All entries below need to be written out exactly, but without their pictures.

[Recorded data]
★ ★ ★ ★ ★

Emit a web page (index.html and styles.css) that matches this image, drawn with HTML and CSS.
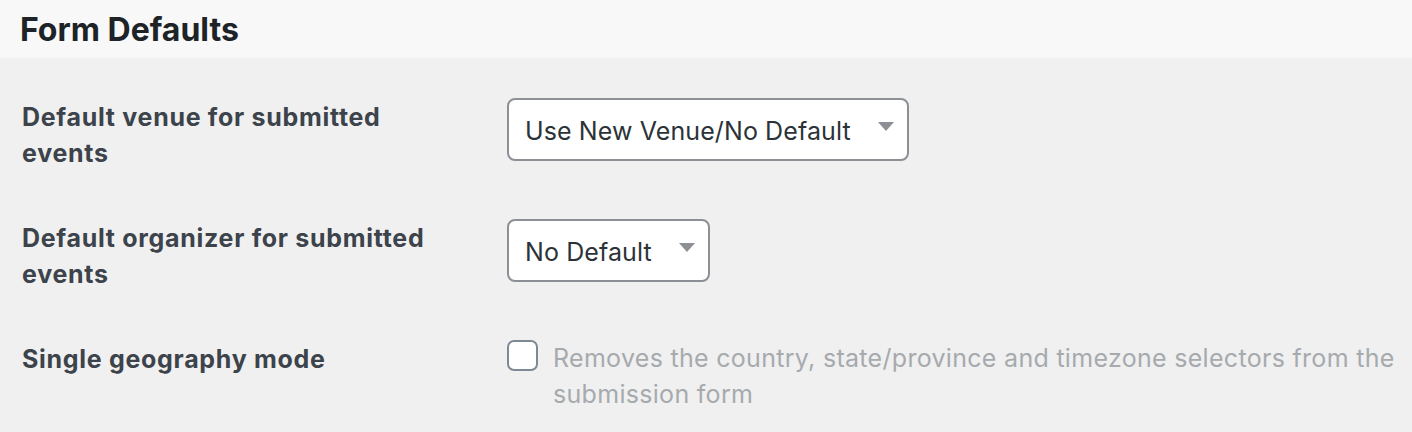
FILE: index.html
```html
<!DOCTYPE html>
<html lang="en">
<head>
    <meta charset="UTF-8">
    <title>Form Defaults</title>
    <link rel="stylesheet" href="styles.css">
</head>
<body>
<div class="section-head">
    <h2>Form Defaults</h2>
</div>

<div class="form-table">
    <div class="form-row">
        <div class="form-label">Default venue for submitted events</div>
        <div class="form-field">
            <div class="select">
                <span>Use New Venue/No Default</span>
                <svg class="caret" width="16" height="9" viewBox="0 0 16 9"><path d="M0 0h16L8 9z"/></svg>
            </div>
        </div>
    </div>

    <div class="form-row">
        <div class="form-label">Default organizer for submitted events</div>
        <div class="form-field">
            <div class="select">
                <span>No Default</span>
                <svg class="caret" width="16" height="9" viewBox="0 0 16 9"><path d="M0 0h16L8 9z"/></svg>
            </div>
        </div>
    </div>

    <div class="form-row">
        <div class="form-label">Single geography mode</div>
        <div class="form-field check-field">
            <span class="checkbox"></span>
            <p class="description">Removes the country, state/province and timezone selectors from the submission form</p>
        </div>
    </div>
</div>
</body>
</html>
```

FILE: styles.css
```css
body {
    margin: 0;
    font-family: Inter, "Liberation Sans", Arial, sans-serif;
    background-color: #f0f0f1;
    color: #3c434a;
}

.section-head {
    height: 58px;
    padding: 0 20px;
    background-color: #f8f8f8;
    display: flex;
    align-items: center;
}

.section-head h2 {
    margin: 0;
    font-size: 32px;
    font-weight: 700;
    color: #1d2327;
}

.form-table {
    padding: 40px 0 0 22px;
}

.form-row {
    display: grid;
    grid-template-columns: 485px 1fr;
    align-items: start;
    margin-bottom: 48px;
}

.form-row:last-child {
    margin-bottom: 0;
}

.form-label {
    padding-top: 1px;
    font-size: 25px;
    line-height: 36px;
    letter-spacing: 0.7px;
    font-weight: 700;
    color: #3c434a;
    width: 420px;
}

.select {
    display: inline-flex;
    align-items: center;
    gap: 27px;
    height: 63px;
    box-sizing: border-box;
    padding: 2px 13px 0 16px;
    border: 2px solid #8c8f94;
    border-radius: 8px;
    background-color: #fff;
    font-size: 25px;
    letter-spacing: 0.1px;
    color: #2c3338;
}

.caret {
    fill: #8c8f94;
    margin-top: -8px;
}

.check-field {
    display: flex;
    align-items: flex-start;
    gap: 15px;
}

.checkbox {
    flex: none;
    width: 31px;
    height: 31px;
    box-sizing: border-box;
    border: 2px solid #7e8993;
    border-radius: 7px;
    background-color: #fff;
}

.description {
    margin: 0;
    font-size: 25px;
    line-height: 36px;
    letter-spacing: 0.3px;
    color: #a7aaad;
    max-width: 860px;
}
```
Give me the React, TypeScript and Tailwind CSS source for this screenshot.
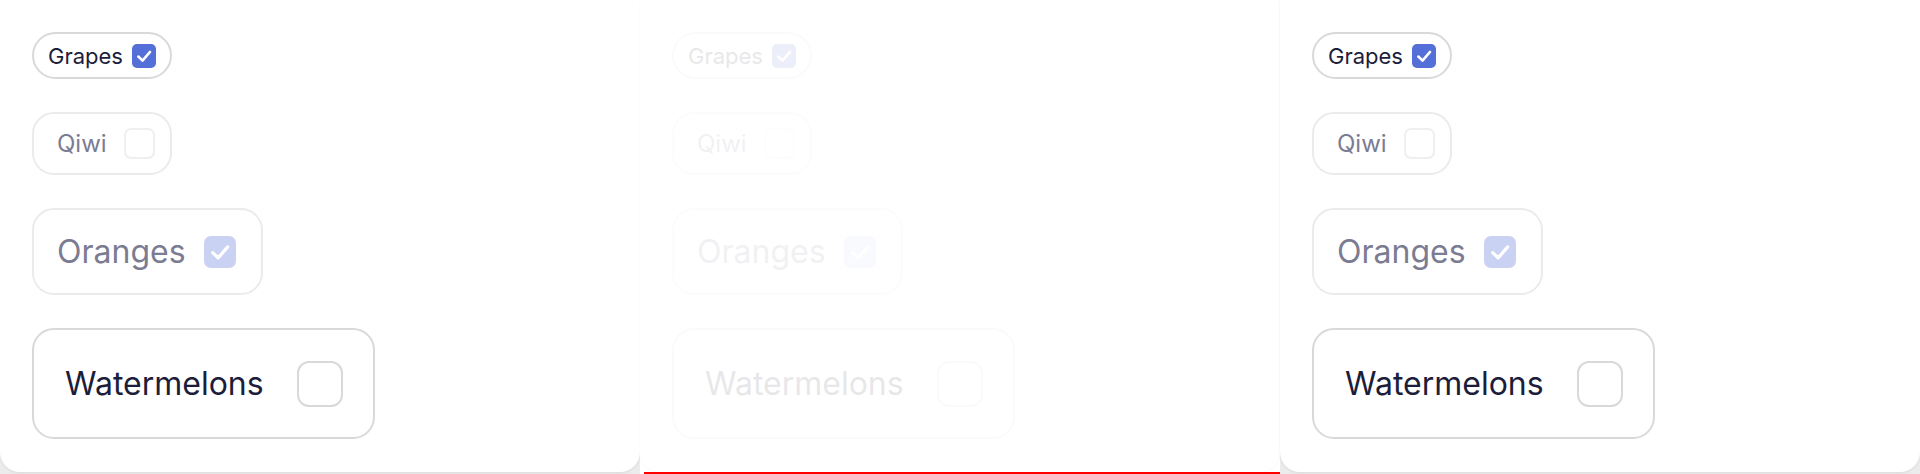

★ ★ ★ ★ ★

** WRITTEN RESPONSE **
Emit a web page (index.html and styles.css) that matches this image, drawn with HTML and CSS.
FILE: index.html
```html
<!DOCTYPE html>
<html lang="en">
<head>
    <meta charset="UTF-8">
    <title>Form Defaults</title>
    <link rel="stylesheet" href="styles.css">
</head>
<body>
<div class="section-head">
    <h2>Form Defaults</h2>
</div>

<div class="form-table">
    <div class="form-row">
        <div class="form-label">Default venue for submitted events</div>
        <div class="form-field">
            <div class="select">
                <span>Use New Venue/No Default</span>
                <svg class="caret" width="16" height="9" viewBox="0 0 16 9"><path d="M0 0h16L8 9z"/></svg>
            </div>
        </div>
    </div>

    <div class="form-row">
        <div class="form-label">Default organizer for submitted events</div>
        <div class="form-field">
            <div class="select">
                <span>No Default</span>
                <svg class="caret" width="16" height="9" viewBox="0 0 16 9"><path d="M0 0h16L8 9z"/></svg>
            </div>
        </div>
    </div>

    <div class="form-row">
        <div class="form-label">Single geography mode</div>
        <div class="form-field check-field">
            <span class="checkbox"></span>
            <p class="description">Removes the country, state/province and timezone selectors from the submission form</p>
        </div>
    </div>
</div>
</body>
</html>
```

FILE: styles.css
```css
body {
    margin: 0;
    font-family: Inter, "Liberation Sans", Arial, sans-serif;
    background-color: #f0f0f1;
    color: #3c434a;
}

.section-head {
    height: 58px;
    padding: 0 20px;
    background-color: #f8f8f8;
    display: flex;
    align-items: center;
}

.section-head h2 {
    margin: 0;
    font-size: 32px;
    font-weight: 700;
    color: #1d2327;
}

.form-table {
    padding: 40px 0 0 22px;
}

.form-row {
    display: grid;
    grid-template-columns: 485px 1fr;
    align-items: start;
    margin-bottom: 48px;
}

.form-row:last-child {
    margin-bottom: 0;
}

.form-label {
    padding-top: 1px;
    font-size: 25px;
    line-height: 36px;
    letter-spacing: 0.7px;
    font-weight: 700;
    color: #3c434a;
    width: 420px;
}

.select {
    display: inline-flex;
    align-items: center;
    gap: 27px;
    height: 63px;
    box-sizing: border-box;
    padding: 2px 13px 0 16px;
    border: 2px solid #8c8f94;
    border-radius: 8px;
    background-color: #fff;
    font-size: 25px;
    letter-spacing: 0.1px;
    color: #2c3338;
}

.caret {
    fill: #8c8f94;
    margin-top: -8px;
}

.check-field {
    display: flex;
    align-items: flex-start;
    gap: 15px;
}

.checkbox {
    flex: none;
    width: 31px;
    height: 31px;
    box-sizing: border-box;
    border: 2px solid #7e8993;
    border-radius: 7px;
    background-color: #fff;
}

.description {
    margin: 0;
    font-size: 25px;
    line-height: 36px;
    letter-spacing: 0.3px;
    color: #a7aaad;
    max-width: 860px;
}
```
Give me the React, TypeScript and Tailwind CSS source for this screenshot.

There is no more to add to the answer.